_Problem to work on:_
Take the lines from the head of the listing through the one bearing "import React from" and copy them exactly, leaving every picture out.

_Information supplied:_
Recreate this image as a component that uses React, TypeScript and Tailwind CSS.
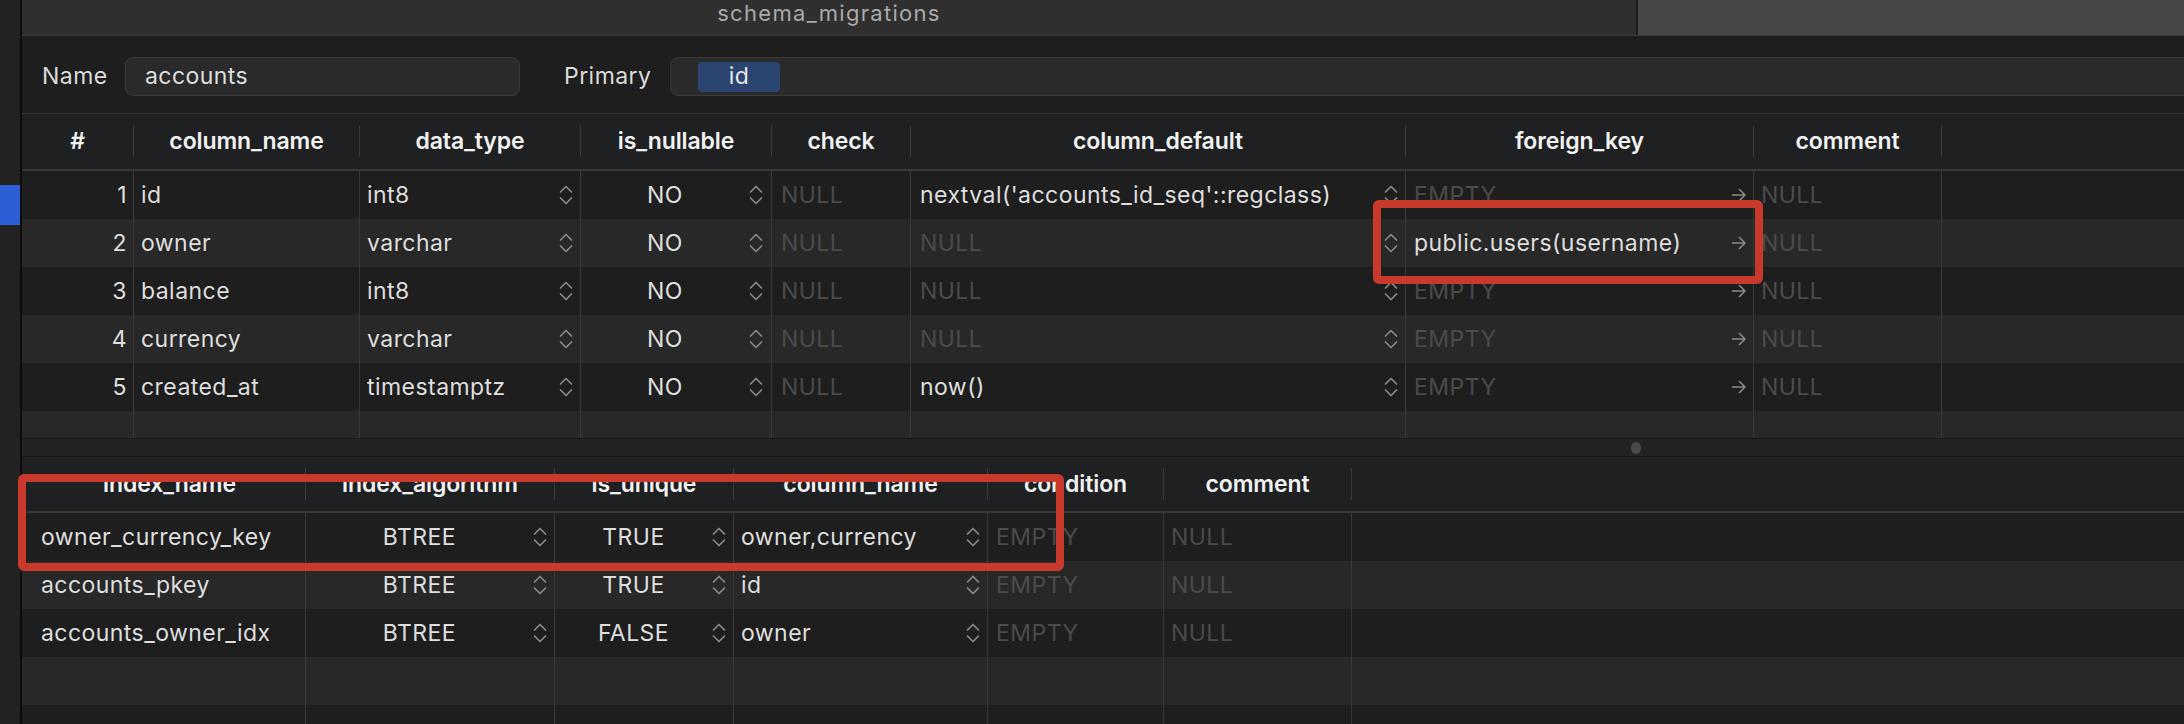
import React from "react";

const Chevrons = () => (
  <svg width="14" height="24" viewBox="0 0 14 24" className="shrink-0">
    <path d="M1.5 9 L7 3.5 L12.5 9" fill="none" stroke="#8a8a8a" strokeWidth="1.7" strokeLinecap="round" strokeLinejoin="round" />
    <path d="M1.5 15 L7 20.5 L12.5 15" fill="none" stroke="#8a8a8a" strokeWidth="1.7" strokeLinecap="round" strokeLinejoin="round" />
  </svg>
);

const Arrow = () => (
  <svg width="16" height="16" viewBox="0 0 16 16" className="shrink-0">
    <path d="M1.5 8 H14 M8.5 2.5 L14 8 L8.5 13.5" fill="none" stroke="#8a8a8a" strokeWidth="1.6" strokeLinecap="round" strokeLinejoin="round" />
  </svg>
);

const Ph = ({ t }: { t: string }) => <span className="text-[#4b4b4b]">{t}</span>;

const mainHeaders: { cls: string; title: string }[] = [
  { cls: "w-[112px]", title: "#" },
  { cls: "w-[226px]", title: "column_name" },
  { cls: "w-[221px]", title: "data_type" },
  { cls: "w-[191px]", title: "is_nullable" },
  { cls: "w-[139px]", title: "check" },
  { cls: "w-[495px]", title: "column_default" },
  { cls: "w-[348px]", title: "foreign_key" },
  { cls: "w-[188px]", title: "comment" },
];

const rows = [
  { n: 1, name: "id", type: "int8", def: "nextval('accounts_id_seq'::regclass)", fk: "" },
  { n: 2, name: "owner", type: "varchar", def: "", fk: "public.users(username)" },
  { n: 3, name: "balance", type: "int8", def: "", fk: "" },
  { n: 4, name: "currency", type: "varchar", def: "", fk: "" },
  { n: 5, name: "created_at", type: "timestamptz", def: "now()", fk: "" },
];

const idxHeaders: { cls: string; title: string; extra?: string }[] = [
  { cls: "w-[284px]", title: "index_name", extra: "pl-[12px]" },
  { cls: "w-[249px]", title: "index_algorithm" },
  { cls: "w-[179px]", title: "is_unique" },
  { cls: "w-[254px]", title: "column_name" },
  { cls: "w-[176px]", title: "condition" },
  { cls: "w-[188px]", title: "comment" },
];

const idxRows = [
  { name: "owner_currency_key", uniq: "TRUE", col: "owner,currency" },
  { name: "accounts_pkey", uniq: "TRUE", col: "id" },
  { name: "accounts_owner_idx", uniq: "FALSE", col: "owner" },
];

const line = "border-r border-[#383838]";

export default function App() {
  return (
    <div className="relative w-[2184px] h-[724px] overflow-hidden flex bg-[#1e1e1e] text-[#dedede] text-[23px] tracking-[0.45px] font-['Inter','Noto_Sans',sans-serif]">
      {/* left strip */}
      <div className="w-[22px] shrink-0 bg-[#222222] border-r-2 border-[#0c0c0c] flex flex-col">
        <div className="mt-[185px] h-[40px] w-[20px] bg-[#2c5fd6]" />
      </div>

      {/* main */}
      <div className="flex-1 flex flex-col min-w-0">
        {/* title bar */}
        <div className="h-[36px] shrink-0 flex border-b border-[#3b3b3b]">
          <div className="flex-1 bg-[#2f2f2f] flex items-start justify-center pt-[1px]">
            <span className="text-[#a9a9a9] text-[22px] leading-[24px] tracking-[1.3px]">schema_migrations</span>
          </div>
          <div className="w-[2px] bg-[#1c1c1c]" />
          <div className="w-[546px] bg-[#474747]" />
        </div>

        {/* form row */}
        <div className="mt-[21px] h-[39px] shrink-0 flex items-center pl-[20px]">
          <span className="text-[#dcdcdc] w-[83px]">Name</span>
          <div className="w-[395px] h-[39px] rounded-[8px] bg-[#2a2a2a] border border-[#3a3a3a] flex items-center pl-[19px]">
            accounts
          </div>
          <span className="ml-[44px] w-[106px] text-[#dcdcdc]">Primary</span>
          <div className="flex-1 -mr-[20px] h-[39px] rounded-[8px] bg-[#2a2a2a] border border-[#3a3a3a] flex items-center pl-[27px]">
            <div className="w-[82px] h-[30px] rounded-[4px] bg-[#2b4470] flex items-center justify-center text-[#e8e8e8]">id</div>
          </div>
        </div>

        {/* main table header */}
        <div className="mt-[17px] h-[58px] shrink-0 flex bg-[#1f2022] border-t border-[#333333] border-b-2 border-b-[#383838] font-semibold tracking-[-0.1px] text-[#f2f2f2]">
          {mainHeaders.map((h) => (
            <div key={h.title} className={`${h.cls} shrink-0 flex items-center`}>
              <span className="flex-1 text-center">{h.title}</span>
              <div className="w-px h-[31px] bg-[#3a3a3a]" />
            </div>
          ))}
          <div className="flex-1" />
        </div>

        {/* main rows */}
        {rows.map((r, i) => (
          <div key={r.n} className={`h-[48px] shrink-0 flex ${i % 2 === 0 ? "bg-[#1e1e1e]" : "bg-[#282828]"}`}>
            <div className={`w-[112px] shrink-0 ${line} flex items-center justify-end pr-[6px]`}>{r.n}</div>
            <div className={`w-[226px] shrink-0 ${line} flex items-center pl-[7px]`}>{r.name}</div>
            <div className={`w-[221px] shrink-0 ${line} flex items-center pl-[7px] pr-[7px]`}>
              <span className="flex-1">{r.type}</span>
              <Chevrons />
            </div>
            <div className={`w-[191px] shrink-0 ${line} flex items-center pr-[8px]`}>
              <span className="flex-1 text-center">NO</span>
              <Chevrons />
            </div>
            <div className={`w-[139px] shrink-0 ${line} flex items-center pl-[9px]`}>
              <Ph t="NULL" />
            </div>
            <div className={`w-[495px] shrink-0 ${line} flex items-center pl-[9px] pr-[7px]`}>
              <span className="flex-1">{r.def ? r.def : <Ph t="NULL" />}</span>
              <Chevrons />
            </div>
            <div className={`w-[348px] shrink-0 ${line} flex items-center pl-[8px] pr-[6px]`}>
              <span className="flex-1">{r.fk ? r.fk : <Ph t="EMPTY" />}</span>
              <Arrow />
            </div>
            <div className={`w-[188px] shrink-0 ${line} flex items-center pl-[7px]`}>
              <Ph t="NULL" />
            </div>
            <div className="flex-1" />
          </div>
        ))}
        <div className="h-[27px] shrink-0 flex bg-[#282828]">
          {mainHeaders.map((h) => (
            <div key={h.title} className={`${h.cls} shrink-0 ${line}`} />
          ))}
        </div>

        {/* splitter */}
        <div className="h-[19px] shrink-0 bg-[#232323] border-t border-b border-[#181818] flex items-center pl-[1609px]">
          <div className="w-[10px] h-[12px] rounded-full bg-[#4a4a4a]" />
        </div>

        {/* index header */}
        <div className="h-[56px] shrink-0 flex bg-[#1f2022] border-b-2 border-[#383838] font-semibold tracking-[-0.1px] text-[#f2f2f2]">
          {idxHeaders.map((h) => (
            <div key={h.title} className={`${h.cls} shrink-0 flex items-center`}>
              <span className={`flex-1 text-center ${h.extra ?? ""}`}>{h.title}</span>
              <div className="w-px h-[32px] bg-[#3a3a3a]" />
            </div>
          ))}
          <div className="flex-1" />
        </div>

        {/* index rows */}
        {[0, 1, 2, 3, 4].map((i) => {
          const r = idxRows[i];
          return (
            <div key={i} className={`h-[48px] shrink-0 flex ${i % 2 === 0 ? "bg-[#1e1e1e]" : "bg-[#282828]"}`}>
              <div className={`w-[284px] shrink-0 ${line} flex items-center pl-[19px]`}>{r ? r.name : ""}</div>
              <div className={`w-[249px] shrink-0 ${line} flex items-center pr-[7px]`}>
                {r && (
                  <>
                    <span className="flex-1 text-center">BTREE</span>
                    <Chevrons />
                  </>
                )}
              </div>
              <div className={`w-[179px] shrink-0 ${line} flex items-center pr-[7px]`}>
                {r && (
                  <>
                    <span className="flex-1 text-center">{r.uniq}</span>
                    <Chevrons />
                  </>
                )}
              </div>
              <div className={`w-[254px] shrink-0 ${line} flex items-center pl-[7px] pr-[7px]`}>
                {r && (
                  <>
                    <span className="flex-1">{r.col}</span>
                    <Chevrons />
                  </>
                )}
              </div>
              <div className={`w-[176px] shrink-0 ${line} flex items-center pl-[8px]`}>{r && <Ph t="EMPTY" />}</div>
              <div className={`w-[188px] shrink-0 ${line} flex items-center pl-[7px]`}>{r && <Ph t="NULL" />}</div>
              <div className="flex-1" />
            </div>
          );
        })}
      </div>

      {/* annotation boxes */}
      <div className="absolute left-[1373px] top-[200px] w-[390px] h-[84px] border-[8px] border-[#c93a2c] rounded-[6px]" />
      <div className="absolute left-[18px] top-[474px] w-[1046px] h-[97px] border-[8px] border-[#c93a2c] rounded-[6px]" />
    </div>
  );
}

_Response to this exercise:_
Recreate this image as a component that uses React, TypeScript and Tailwind CSS.
import React from "react";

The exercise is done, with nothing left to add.